[Part of a data file]
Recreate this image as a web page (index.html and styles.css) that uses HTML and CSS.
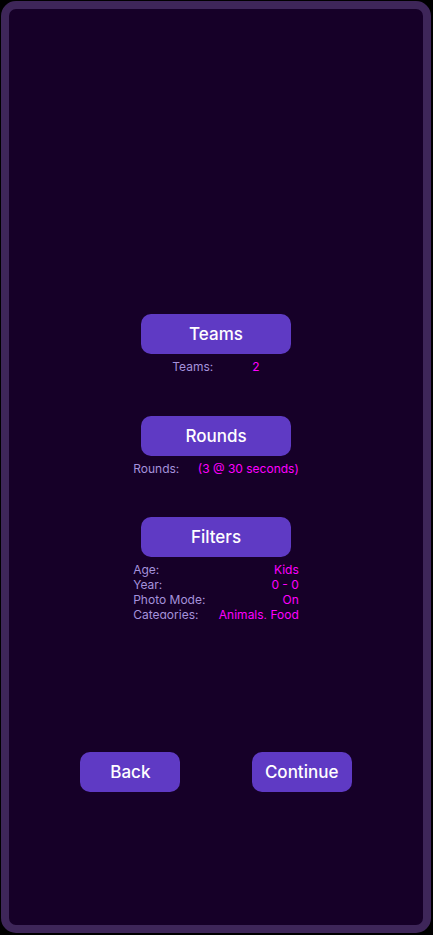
FILE: index.html
```html
<!DOCTYPE html>
<html lang="en">
<head>
<meta charset="utf-8">
<meta name="viewport" content="width=device-width, initial-scale=1">
<title>Game setup</title>
<link rel="stylesheet" href="styles.css">
</head>
<body>
<main class="screen">
  <div class="settings">
    <section class="setting">
      <button class="button" type="button">Teams</button>
      <dl class="summary">
        <div class="row row-even"><dt>Teams:</dt><dd>2</dd></div>
      </dl>
    </section>
    <section class="setting">
      <button class="button" type="button">Rounds</button>
      <dl class="summary">
        <div class="row"><dt>Rounds:</dt><dd>(3 @ 30 seconds)</dd></div>
      </dl>
    </section>
    <section class="setting">
      <button class="button" type="button">Filters</button>
      <dl class="summary">
        <div class="row"><dt>Age:</dt><dd>Kids</dd></div>
        <div class="row"><dt>Year:</dt><dd>0 - 0</dd></div>
        <div class="row"><dt>Photo Mode:</dt><dd>On</dd></div>
        <div class="row"><dt>Categories:</dt><dd>Animals, Food</dd></div>
      </dl>
    </section>
  </div>
  <nav class="actions">
    <button class="button button-small" type="button">Back</button>
    <button class="button button-small" type="button">Continue</button>
  </nav>
</main>
</body>
</html>
```
FILE: styles.css
```css
* {
  box-sizing: border-box;
}

body {
  margin: 0;
  padding: 1px 2px 2px 1px;
  height: 100vh;
  background: #000;
  font-family: Inter, "Liberation Sans", sans-serif;
}

.screen {
  display: grid;
  grid-template-rows: repeat(3, minmax(0, 1fr));
  height: 100%;
  border: 8px solid #3e2659;
  border-radius: 15px;
  background: #160028;
}

.settings {
  grid-row: 2;
  display: grid;
  grid-template-rows: repeat(3, minmax(0, 1fr));
  padding-bottom: 1px;
}

.setting {
  display: flex;
  flex-direction: column;
  align-items: center;
  gap: 5px;
  min-height: 0;
}

.button {
  flex: none;
  width: 150px;
  height: 40px;
  padding: 0;
  border: 0;
  border-radius: 10px;
  background: #5f3ac4;
  color: #fff;
  font: 500 17px/20px Inter, "Liberation Sans", sans-serif;
}

.button-small {
  width: 100px;
}

.summary {
  flex: 1;
  width: 40%;
  min-height: 0;
  margin: 0;
  overflow: hidden;
  font-size: 12px;
  line-height: 15px;
  white-space: nowrap;
}

.row {
  display: flex;
  justify-content: space-between;
}

.row-even {
  justify-content: space-evenly;
}

dt {
  color: #a592dc;
}

dd {
  margin: 0;
  color: #ff00ff;
}

.actions {
  grid-row: 3;
  display: flex;
  align-items: center;
  justify-content: space-evenly;
}
```
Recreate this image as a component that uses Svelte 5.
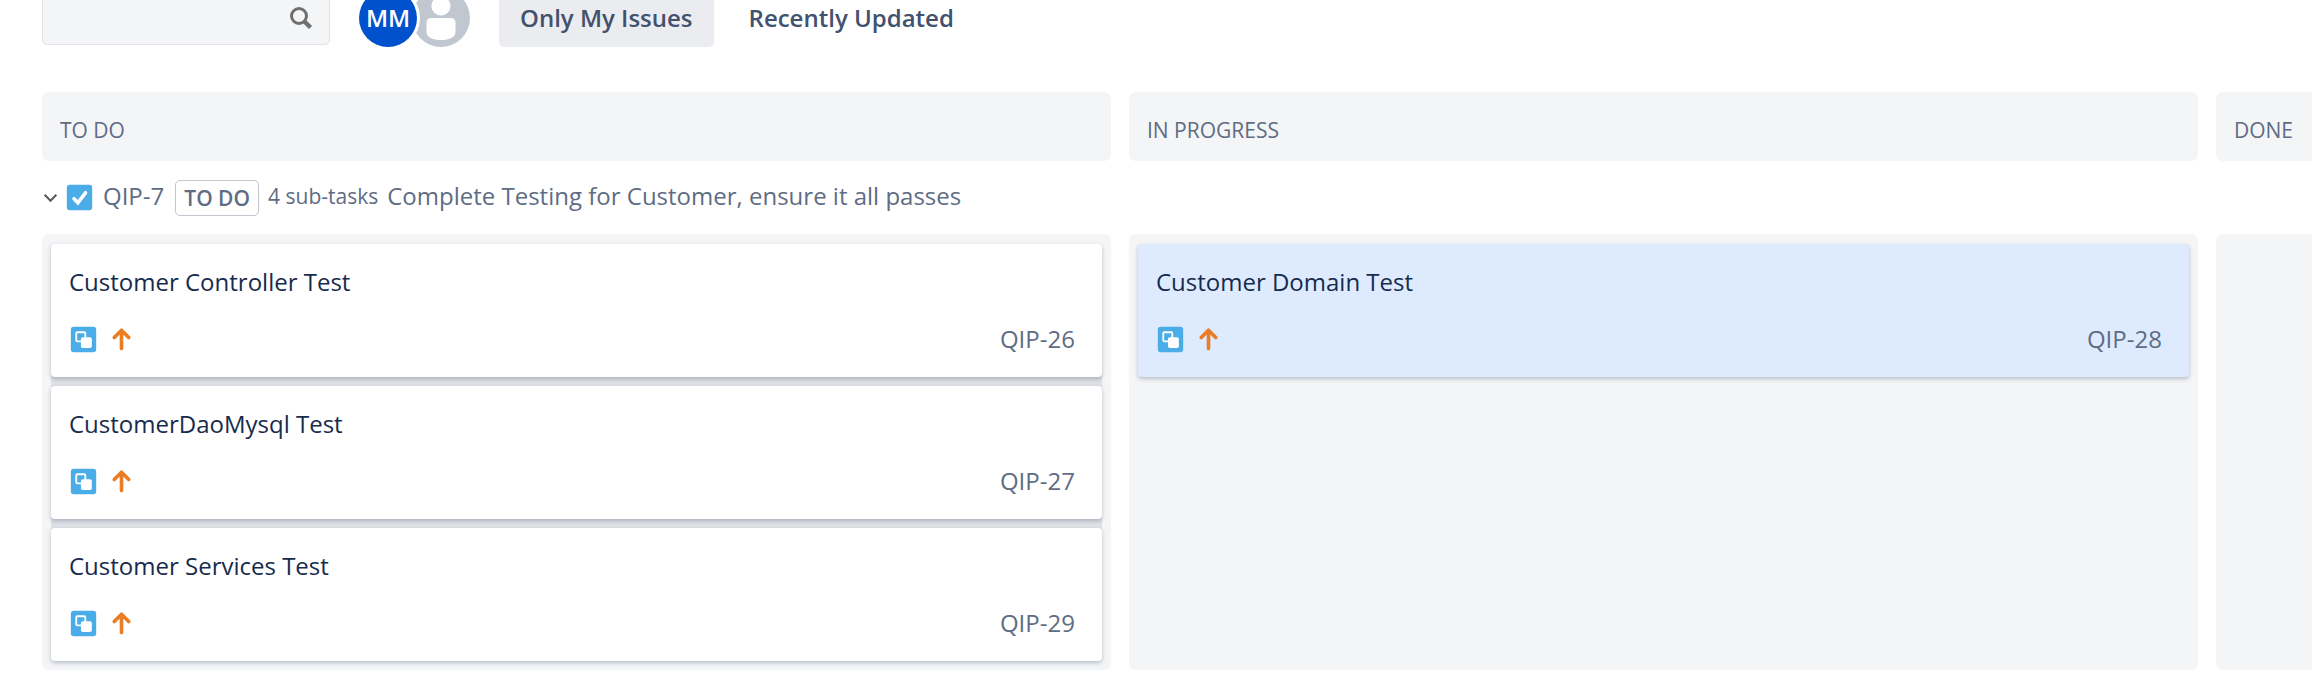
<script>
  const columns = [
    {
      name: 'TO DO',
      cards: [
        { key: 'QIP-26', title: 'Customer Controller Test' },
        { key: 'QIP-27', title: 'CustomerDaoMysql Test' },
        { key: 'QIP-29', title: 'Customer Services Test' }
      ]
    },
    {
      name: 'IN PROGRESS',
      cards: [{ key: 'QIP-28', title: 'Customer Domain Test', selected: true }]
    },
    { name: 'DONE', cards: [] }
  ];

  let onlyMine = $state(true);
  let recent = $state(false);
  let open = $state(true);
</script>

<main>
  <header class="toolbar">
    <label class="search">
      <input type="text" aria-label="Search this board" />
      <svg viewBox="0 0 24 24" aria-hidden="true">
        <circle cx="10" cy="10" r="7.5" fill="none" stroke="#707070" stroke-width="3" />
        <path d="M15.5 15.5L21.5 21.5" stroke="#707070" stroke-width="4.4" />
      </svg>
    </label>

    <div class="avatars">
      <button class="avatar me" aria-label="Filter by MM">MM</button>
      <button class="avatar nobody" aria-label="Filter by unassigned">
        <svg viewBox="0 0 58 58" aria-hidden="true">
          <circle cx="29" cy="17" r="9.6" fill="#fff" />
          <path d="M19.500 29H38.500Q43.500 29 43.500 34V43C43.500 48.500 37 51 29 51S14.500 48.500 14.500 43V34Q14.500 29 19.500 29Z" fill="#fff" />
        </svg>
      </button>
    </div>

    <div class="filters">
      <button class:active={onlyMine} onclick={() => (onlyMine = !onlyMine)}>Only My Issues</button>
      <button class:active={recent} onclick={() => (recent = !recent)}>Recently Updated</button>
    </div>
  </header>

  <div class="board">
    <div class="columns">
      {#each columns as column}
        <h2>{column.name}</h2>
      {/each}
    </div>

    <div class="lane">
      <button class="toggle" aria-label="Toggle sub-tasks" aria-expanded={open} onclick={() => (open = !open)}>
        <svg viewBox="0 0 16 16" aria-hidden="true">
          <path d="M2.500 5.500L8 11L13.500 5.500" fill="none" stroke="#5c5c5c" stroke-width="2" />
        </svg>
      </button>
      <svg class="type" viewBox="0 0 16 16" aria-hidden="true">
        <rect x="1" y="1" width="14" height="14" rx="1.600" fill="#4bade8" />
        <path d="M5 8.700L7.100 10.900L11.300 5.400" fill="none" stroke="#fff" stroke-width="2" stroke-linecap="round" />
      </svg>
      <a class="key" href="#QIP-7">QIP-7</a>
      <span class="status">TO DO</span>
      <span class="count">4 sub-tasks</span>
      <span class="summary">Complete Testing for Customer, ensure it all passes</span>
    </div>

    {#if open}
      <div class="columns">
        {#each columns as column}
          <section aria-label={column.name}>
            <div class="cards">
              {#each column.cards as card}
                <article class:selected={card.selected}>
                  <h3>{card.title}</h3>
                  <div class="meta">
                    <svg viewBox="0 0 16 16" aria-hidden="true">
                      <rect x="1" y="1" width="14" height="14" rx="1.600" fill="#4bade8" />
                      <rect x="4" y="4" width="5" height="5" rx="0.600" fill="none" stroke="#fff" stroke-width="1" />
                      <rect x="6.600" y="6.700" width="6" height="6" rx="1" fill="#fff" />
                    </svg>
                    <svg viewBox="0 0 16 16" aria-hidden="true">
                      <path d="M8 13V3M4 6.900L8 2.900L12 6.900" fill="none" stroke="#ea7d24" stroke-width="2" stroke-linecap="round" stroke-linejoin="round" />
                    </svg>
                    <a class="key" href="#{card.key}">{card.key}</a>
                  </div>
                </article>
              {/each}
            </div>
          </section>
        {/each}
      </div>
    {/if}
  </div>
</main>

<style>
  :global(body) {
    margin: 0;
    background: #fff;
  }

  main {
    overflow: hidden;
    padding-left: 42px;
    color: #5e6c84;
    font-family: "Open Sans", "Noto Sans", sans-serif;
    font-size: 24px;
    line-height: 36px;
  }

  button {
    border: 0;
    padding: 0;
    background: none;
    font: inherit;
    cursor: pointer;
  }

  svg {
    display: block;
    flex: none;
  }

  a {
    color: inherit;
    text-decoration: none;
  }

  .toolbar {
    display: flex;
    align-items: center;
    gap: 29px;
    height: 58px;
    margin: -11px 0 45px;
  }

  .search {
    display: flex;
    align-items: center;
    box-sizing: border-box;
    width: 288px;
    height: 54px;
    padding-right: 16px;
    border: 1px solid #dfe1e6;
    border-radius: 5px;
    background: #f4f5f7;
  }

  .search input {
    flex: 1;
    min-width: 0;
    padding: 0 14px;
    border: 0;
    outline: 0;
    background: none;
    font: inherit;
  }

  .search svg {
    width: 24px;
    height: 24px;
  }

  .avatars {
    display: flex;
  }

  .avatar {
    width: 58px;
    height: 58px;
    border-radius: 50%;
  }

  .me {
    z-index: 1;
    background: #0052cc;
    box-shadow: 0 0 0 3px #fff;
    color: #fff;
    font-weight: 600;
  }

  .nobody {
    margin-left: -5px;
    background: #c1c7d0;
  }

  .filters {
    display: flex;
    gap: 14px;
  }

  .filters button {
    height: 58px;
    padding: 0 21px;
    border-radius: 5px;
    color: #42526e;
    font-weight: 600;
  }

  .filters .active {
    background: #ebecf0;
  }

  .board {
    width: calc(100% * 10 / 7);
  }

  .columns {
    display: grid;
    grid-template-columns: repeat(3, 1fr);
    gap: 18px;
  }

  h2 {
    margin: 0;
    padding: 20px 18px 13px;
    border-radius: 7px;
    background: #f4f5f7;
    font-size: 21px;
    font-weight: 400;
  }

  .lane {
    display: flex;
    align-items: center;
    height: 73px;
  }

  .lane .key,
  .count,
  .summary {
    padding-bottom: 3px;
  }

  .toggle svg {
    width: 17px;
    height: 17px;
  }

  .lane .type {
    width: 29px;
    height: 29px;
    margin: 0 9px 0 6px;
  }

  .status {
    margin: 0 9px 0 11px;
    padding: 0 8px;
    border: 1px solid #c1c7d0;
    border-radius: 5px;
    font-size: 21px;
    font-weight: 600;
    line-height: 34px;
  }

  .count {
    margin-right: 9px;
    font-size: 21px;
  }

  section {
    padding: 10px 9px 9px;
    border-radius: 7px;
    background: #f4f5f7;
  }

  .cards {
    display: grid;
    gap: 9px;
    border-radius: 4px;
    background: #dfe1e6;
  }

  article {
    padding: 20px 18px;
    border-radius: 4px;
    background: #fff;
    box-shadow: 0 2px 4px rgba(9, 30, 66, 0.25);
  }

  .selected {
    background: #deebff;
  }

  h3 {
    margin: 0 0 21px;
    color: #172b4d;
    font-size: 24px;
    font-weight: 400;
  }

  .meta {
    display: flex;
    align-items: center;
    gap: 9px;
    height: 36px;
  }

  .meta svg {
    width: 29px;
    height: 29px;
  }

  .meta .key {
    margin: 0 9px 0 auto;
  }
</style>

> _Short problem_
The answer should be a single number: the count of lines in the data that include the string "this".

> _Task output_
3